Because mercury-air conditions in the laboratory bear no physical resemblance to the oil-water or gas-water conditions in a petroleum reservoir, the MICP capillary pressure values must be converted before they can be used in saturation-height modelling. The conversion is based on the ratio of the product of interfacial tension and cosine of contact angle between the two systems:

Pc(reservoir) = Pc(Hg-air) x [sigma(res) x cos(theta-res)] / [sigma(Hg-air) x cos(theta-Hg-air)]

For an oil-water system in a strongly water-wet sandstone (sigma-ow = 30 mN/m, theta-ow = 0 degrees), compared to mercury-air (sigma = 485 mN/m, theta = 140 degrees), the conversion factor is approximately (30 x 1.0) / (485 x -0.766) = 30 / 371.6. The negative cosine of 140 degrees (-0.766) means the conversion factor is numerically (30) / (485 x 0.766) = 30 / 371.6 = 0.0807, giving a reservoir Pc roughly 12 times lower than the laboratory mercury Pc for the same water saturation. This conversion factor is highly sensitive to the assumed interfacial tension and contact angle values, which vary with reservoir temperature, pressure, oil composition, and mineralogy. Best practice is to measure IFT and contact angle on reservoir fluids and core samples under reservoir conditions, though literature values are commonly used where direct measurements are unavailable.

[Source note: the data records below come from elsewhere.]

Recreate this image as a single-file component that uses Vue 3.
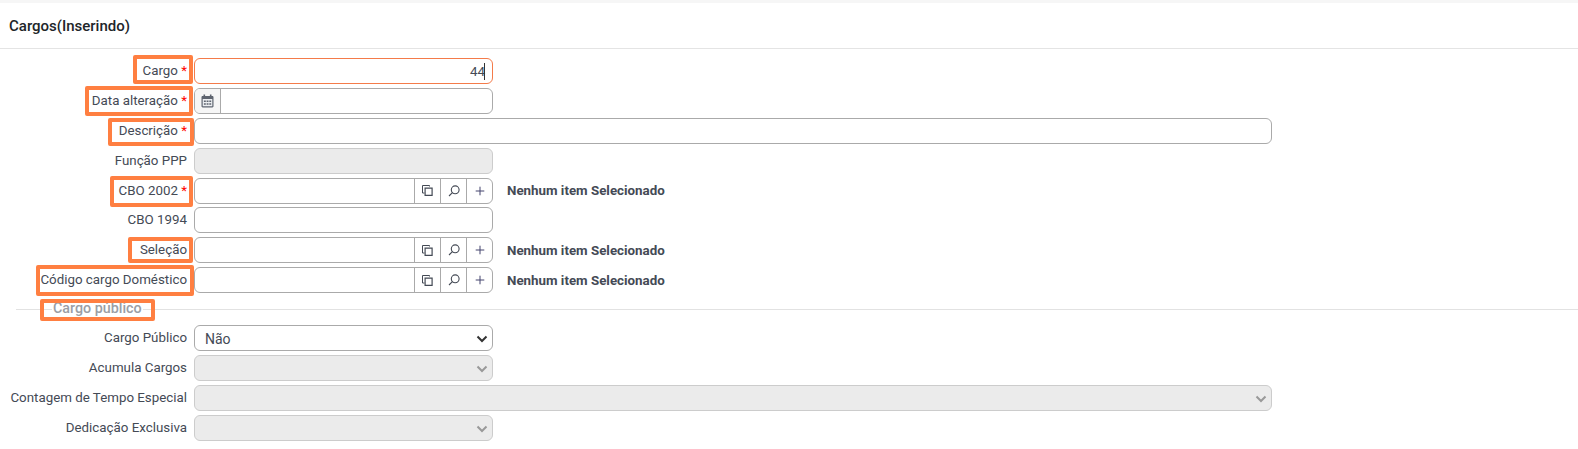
<script setup>
const topRows = [
  { label: 'Cargo', req: true, hl: 'hl-cargo', kind: 'focus' },
  { label: 'Data alteração', req: true, hl: 'hl-data', kind: 'date' },
  { label: 'Descrição', req: true, hl: 'hl-desc', kind: 'wide' },
  { label: 'Função PPP', kind: 'disabled' },
  { label: 'CBO 2002', req: true, hl: 'hl-cbo', kind: 'lookup' },
  { label: 'CBO 1994', kind: 'plain' },
  { label: 'Seleção', hl: 'hl-sel', kind: 'lookup' },
  { label: 'Código cargo Doméstico', hl: 'hl-cod', kind: 'lookup' },
]
const bottomRows = [
  { label: 'Cargo Público', value: 'Não' },
  { label: 'Acumula Cargos', off: true },
  { label: 'Contagem de Tempo Especial', off: true, wide: true },
  { label: 'Dedicação Exclusiva', off: true },
]
</script>

<template>
  <div class="page">
    <div class="band"></div>
    <header class="head"><h1>Cargos(Inserindo)</h1></header>
    <form class="form" @submit.prevent>
      <div v-for="r in topRows" :key="r.label" class="row">
        <label class="lbl" :class="r.hl">
          <span>{{ r.label }}</span><span v-if="r.req" class="req"> *</span>
        </label>

        <div v-if="r.kind === 'focus'" class="box focus"><span class="val">44</span><i class="caret"></i></div>

        <div v-else-if="r.kind === 'date'" class="box date">
          <span class="addon">
            <svg width="13" height="14" viewBox="0 0 13 14"><path fill="#5f6570" d="M2.5 0.5h1.6v1.4h4.8V0.5h1.6v1.4h.8c.7 0 1.2.5 1.2 1.2v9.2c0 .7-.5 1.2-1.2 1.2H1.7c-.7 0-1.2-.5-1.2-1.2V3.1c0-.7.5-1.2 1.2-1.2h.8z"/><path fill="#eceef1" d="M1.7 5h9.6v7.3H1.7z"/><path fill="#5f6570" d="M2.9 6.4h1.9v1.6H2.9zM5.6 6.4h1.9v1.6H5.6zM8.3 6.4h1.9v1.6H8.3zM2.9 9.2h1.9v1.6H2.9zM5.6 9.2h1.9v1.6H5.6zM8.3 9.2h1.9v1.6H8.3z"/></svg>
          </span>
        </div>

        <div v-else-if="r.kind === 'wide'" class="box wide"></div>
        <div v-else-if="r.kind === 'disabled'" class="box off"></div>
        <div v-else-if="r.kind === 'plain'" class="box"></div>

        <template v-else>
          <div class="box lookup">
            <span class="grow"></span>
            <span class="btn">
              <svg width="11" height="11" viewBox="0 0 11 11" fill="none" stroke="#444a55"><path d="M7.5 1.5v-1h-7v7.5h2"/><path stroke-width="1.2" d="M3.1 3.1h7v7.3h-7z"/></svg>
            </span>
            <span class="btn">
              <svg width="12" height="12" viewBox="0 0 12 12" fill="none" stroke="#444a55" stroke-width="1.1"><circle cx="7.2" cy="4.8" r="3.9"/><path d="M4.4 7.6 1 11"/></svg>
            </span>
            <span class="btn">
              <svg width="10" height="10" viewBox="0 0 10 10" fill="none" stroke="#45456f"><path d="M5 .7v8.6M.7 5h8.6"/></svg>
            </span>
          </div>
          <strong class="none">Nenhum item Selecionado</strong>
        </template>
      </div>

      <div class="legend"><span class="legend-text">Cargo público</span></div>

      <div v-for="r in bottomRows" :key="r.label" class="row">
        <label class="lbl"><span>{{ r.label }}</span></label>
        <div class="box select" :class="{ off: r.off, wide: r.wide }">
          <span class="val-left">{{ r.value }}</span>
          <svg class="chev" width="12" height="8" viewBox="0 0 12 8" fill="none" :stroke="r.off ? '#999' : '#333'" stroke-width="2"><path d="M1.5 1.5 6 6l4.5-4.5"/></svg>
        </div>
      </div>
    </form>
  </div>
</template>

<style>
html, body { margin: 0; background: #fff; }
</style>

<style scoped>
.page { width: 1578px; height: 449px; overflow: hidden; font-family: Roboto, "Liberation Sans", sans-serif; font-size: 13.33px; color: #444a55; background: #fff; }
.band { height: 3px; background: #f6f6f6; }
.head { height: 46px; box-sizing: border-box; border-bottom: 1px solid #e4e4e4; display: flex; align-items: center; padding: 0 0 0 9px; }
.head h1 { margin: 0; font-size: 15px; font-weight: 500; color: #212529; }
.form { padding-top: 9px; }
.row { display: flex; align-items: center; height: 26px; margin-bottom: 3.9px; }
.lbl { position: relative; width: 187px; margin-right: 7px; text-align: right; white-space: nowrap; flex: none; line-height: 24px; }
.req { color: #f00; }
.box { position: relative; box-sizing: border-box; width: 299px; height: 26px; flex: none; border: 1px solid #aaa; border-radius: 6px; background: #fff; display: flex; align-items: center; overflow: hidden; }
.wide { width: 1078px; }
.off { background: #ebebeb; border-color: #ccc; }
.focus { border-color: #f47b4a; justify-content: flex-end; padding-right: 7px; }
.caret { display: block; width: 1px; height: 17px; background: #333; margin-left: -1px; }
.addon { width: 26px; height: 100%; box-sizing: border-box; flex: none; display: flex; align-items: center; justify-content: center; background: #f6f6f6; border-right: 1px solid #aaa; }
.grow { flex: 1; }
.btn { width: 26px; height: 100%; flex: none; display: flex; align-items: center; justify-content: center; border-left: 1px solid #aaa; box-sizing: border-box; }
.none { margin-left: 14px; font-size: 13.33px; font-weight: 700; color: #444a55; }
.select { justify-content: space-between; padding: 1px 4px 0 10px; font-size: 14px; }
.chev { flex: none; }
.legend { height: 0; margin: 16px 0 15.2px 16px; border-top: 1px solid #e2e2e2; position: relative; }
.legend-text { position: absolute; left: 36px; top: -11px; line-height: 18px; background: #fff; padding: 0 1px; font-size: 14.3px; font-weight: 500; color: #9a9ea5; }
.legend-text::after { content: ""; position: absolute; left: -12px; right: -12px; top: 0; bottom: -4px; border: 4px solid #ff7f41; border-radius: 2px; }
.hl-cargo::after, .hl-data::after, .hl-desc::after, .hl-cbo::after, .hl-sel::after, .hl-cod::after { content: ""; position: absolute; right: -6px; border: 4px solid #ff7f41; border-radius: 2px; }
.hl-cargo::after { left: 133px; top: -4px; bottom: -1px; }
.hl-data::after { left: 85px; top: -3px; bottom: -3px; }
.hl-desc::after { left: 108px; top: -1px; bottom: -3px; right: -7px; }
.hl-cbo::after { left: 110px; top: -3px; bottom: -4px; }
.hl-sel::after { left: 128px; top: -1px; bottom: -1px; }
.hl-cod::after { left: 36px; top: -3px; bottom: -4px; right: -7px; }
</style>
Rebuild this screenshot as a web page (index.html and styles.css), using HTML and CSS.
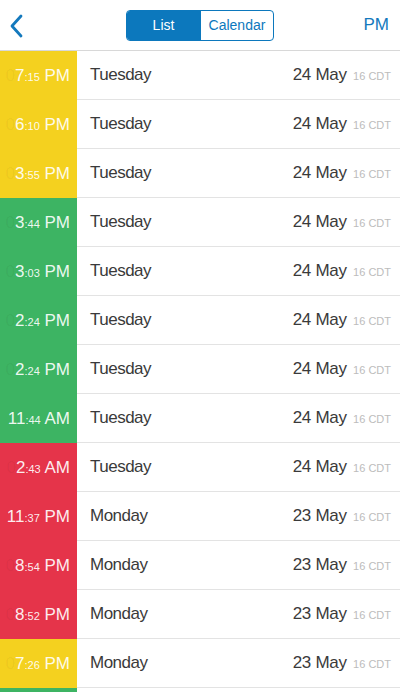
FILE: index.html
```html
<!DOCTYPE html>
<html lang="en">
  <head>
    <meta charset="UTF-8">
    <meta name="viewport" content="width=device-width, initial-scale=1.0">
    <title>Entries</title>
    <link rel="stylesheet" href="styles.css">
  </head>
  <body>
    <div class="header">
      <div class="back">
        <svg width="14" height="24" viewBox="0 0 14 24"><path d="M12 2 L3 12 L12 22" fill="none" stroke="#1479bd" stroke-width="2.8" stroke-linecap="round" stroke-linejoin="round"/></svg>
      </div>
      <div class="segment">
        <div class="seg active">List</div>
        <div class="seg">Calendar</div>
      </div>
      <div class="right">PM</div>
    </div>

    <ul class="list">
      <li class="row yellow"><div class="time"><span class="lead">0</span>7<small>:15</small> PM</div><div class="info"><span class="day">Tuesday</span><span class="date">24 May <small>16 CDT</small></span></div></li>
      <li class="row yellow"><div class="time"><span class="lead">0</span>6<small>:10</small> PM</div><div class="info"><span class="day">Tuesday</span><span class="date">24 May <small>16 CDT</small></span></div></li>
      <li class="row yellow"><div class="time"><span class="lead">0</span>3<small>:55</small> PM</div><div class="info"><span class="day">Tuesday</span><span class="date">24 May <small>16 CDT</small></span></div></li>
      <li class="row green"><div class="time"><span class="lead">0</span>3<small>:44</small> PM</div><div class="info"><span class="day">Tuesday</span><span class="date">24 May <small>16 CDT</small></span></div></li>
      <li class="row green"><div class="time"><span class="lead">0</span>3<small>:03</small> PM</div><div class="info"><span class="day">Tuesday</span><span class="date">24 May <small>16 CDT</small></span></div></li>
      <li class="row green"><div class="time"><span class="lead">0</span>2<small>:24</small> PM</div><div class="info"><span class="day">Tuesday</span><span class="date">24 May <small>16 CDT</small></span></div></li>
      <li class="row green"><div class="time"><span class="lead">0</span>2<small>:24</small> PM</div><div class="info"><span class="day">Tuesday</span><span class="date">24 May <small>16 CDT</small></span></div></li>
      <li class="row green"><div class="time">11<small>:44</small> AM</div><div class="info"><span class="day">Tuesday</span><span class="date">24 May <small>16 CDT</small></span></div></li>
      <li class="row red"><div class="time"><span class="lead">0</span>2<small>:43</small> AM</div><div class="info"><span class="day">Tuesday</span><span class="date">24 May <small>16 CDT</small></span></div></li>
      <li class="row red"><div class="time">11<small>:37</small> PM</div><div class="info"><span class="day">Monday</span><span class="date">23 May <small>16 CDT</small></span></div></li>
      <li class="row red"><div class="time"><span class="lead">0</span>8<small>:54</small> PM</div><div class="info"><span class="day">Monday</span><span class="date">23 May <small>16 CDT</small></span></div></li>
      <li class="row red"><div class="time"><span class="lead">0</span>8<small>:52</small> PM</div><div class="info"><span class="day">Monday</span><span class="date">23 May <small>16 CDT</small></span></div></li>
      <li class="row yellow"><div class="time"><span class="lead">0</span>7<small>:26</small> PM</div><div class="info"><span class="day">Monday</span><span class="date">23 May <small>16 CDT</small></span></div></li>
      <li class="row green"><div class="time"></div><div class="info"></div></li>
    </ul>
  </body>
</html>
```

FILE: styles.css
```css
* {
  padding: 0;
  margin: 0;
  box-sizing: border-box;
}

html,
body {
  height: 692px;
  overflow: hidden;
}

body {
  font-family: "Liberation Sans", Arial, sans-serif;
  background: #fff;
  color: #3a3a3a;
}

ul {
  list-style: none;
}

.header {
  height: 51px;
  display: flex;
  align-items: center;
  justify-content: space-between;
  padding: 0 11px 0 9px;
  border-bottom: 1px solid #d8d8d8;
}

.back {
  width: 40px;
  display: flex;
  align-items: center;
  padding-top: 1px;
}

.segment {
  display: flex;
  width: 148px;
  height: 31px;
  border: 1px solid #0c78bd;
  border-radius: 4px;
  overflow: hidden;
  margin-left: 36px;
}

.seg {
  display: flex;
  align-items: center;
  justify-content: center;
  font-size: 14px;
  color: #0c78bd;
}

.seg:first-child {
  width: 73px;
}

.seg:last-child {
  flex: 1;
  border-left: 1px solid #0c78bd;
}

.seg.active {
  background: #0c78bd;
  color: #fff;
}

.right {
  width: 74px;
  text-align: right;
  color: #1479bd;
  font-size: 17px;
}

.row {
  display: flex;
  height: 49px;
}

.time {
  width: 77px;
  padding-right: 7px;
  display: flex;
  align-items: center;
  justify-content: flex-end;
  white-space: pre;
  font-size: 17px;
  color: rgba(255, 255, 255, 0.92);
}

.time small {
  font-size: 11px;
  margin-top: 3px;
}

.time .lead {
  color: rgba(0, 0, 0, 0.05);
}

.yellow .time {
  background: #f4d11f;
}

.green .time {
  background: #3db463;
}

.red .time {
  background: #e5344a;
}

.info {
  flex: 1;
  display: flex;
  align-items: center;
  justify-content: space-between;
  padding: 0 9px 0 13px;
  border-bottom: 1px solid #e3e3e3;
  font-size: 17px;
}

.day {
  letter-spacing: -0.5px;
}

.date {
  letter-spacing: -0.3px;
}

.date small {
  font-size: 11px;
  letter-spacing: 0;
  margin-left: 2px;
  color: #bcbcbc;
}
```
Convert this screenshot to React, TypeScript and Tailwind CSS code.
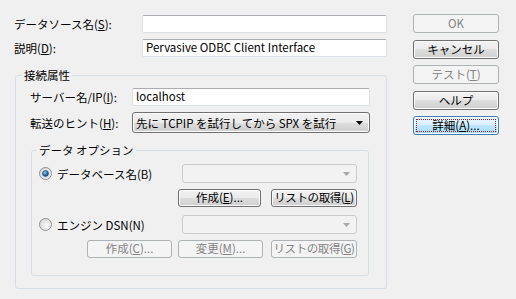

Once converted to reservoir conditions, the Pc-Sw data can be expressed as a height-Sw relationship using h = Pc / (delta-rho x g). The density contrast delta-rho between reservoir water and the hydrocarbon phase is a critical input: for a medium-gravity crude oil with density 800 kg/m3 and formation water density 1080 kg/m3, delta-rho = 280 kg/m3; for natural gas with density 180 kg/m3 and the same water, delta-rho = 900 kg/m3. The higher density contrast for gas means that a given capillary pressure corresponds to a greater height above the FWL in a gas system than in an oil system, which is why gas reservoirs tend to have lower water saturations at equivalent heights above their contacts compared to oil reservoirs in the same rock. Dual unit reporting is standard: heights are given in both metres and feet (1 metre = 3.281 feet) and pressures in both MPa and psi (1 MPa = 145.04 psi).

Drainage and Imbibition: Hysteresis and Residual Saturation

A complete capillary pressure characterization requires measurement of both the drainage curve and the imbibition curve. The drainage curve represents the process in which the non-wetting phase (oil or gas) displaces the wetting phase (water) from the pore space, increasing non-wetting saturation from zero. In the reservoir context, primary drainage corresponds to the initial charging of the reservoir with hydrocarbons during geological time, as migrating oil or gas displaces formation water downward and outward from the accumulation. The imbibition curve represents the reverse process, in which the wetting phase (water) re-invades the pore space, displacing the non-wetting phase upward. During waterflooding of an oil reservoir (the most common form of secondary recovery), imbibition is the dominant displacement process as injected water sweeps oil toward producing wells.

Hysteresis refers to the fact that the drainage and imbibition capillary pressure curves are different for the same rock sample, reflecting the fundamentally different physics of pore filling and pore draining in complex pore geometries. In particular, the imbibition curve shows that when capillary pressure is reduced to zero (or reversed, in the case of spontaneous imbibition), not all of the non-wetting phase is expelled from the pore space. The saturation remaining at Pc = 0 on the imbibition curve is the residual oil saturation (Sor, typically ranging from 0.15 to 0.40 of pore volume in sandstones, and up to 0.50 in carbonates), which is a direct measure of the oil that cannot be recovered by conventional waterflooding. This residual saturation is trapped in pore throats by snap-off (where the advancing water film pinches off isolated ganglia of oil) and in large pore bodies that have been bypassed by the invading water front. Enhanced oil recovery (EOR) methods such as chemical flooding (surfactant injection to reduce IFT), miscible gas injection, and thermal methods target the reduction or mobilization of this residual phase.

The magnitude of hysteresis and the resulting residual saturation depend strongly on the pore geometry (pore-to-throat aspect ratio), wettability, and the history of prior drainage and imbibition cycles. In mixed-wettability or oil-wet systems (common in deeply buried, oil-stained carbonates and some aged sandstones), the imbibition capillary pressure can be negative, meaning that spontaneous imbibition of oil rather than water occurs in the oil-wet pore network while water spontaneously imbibes into the water-wet fraction of the pore space. These wettability effects significantly complicate the interpretation of capillary pressure data and require careful sample preparation and laboratory protocols to avoid altering the wettability state of core plugs during cleaning and preparation steps prior to testing.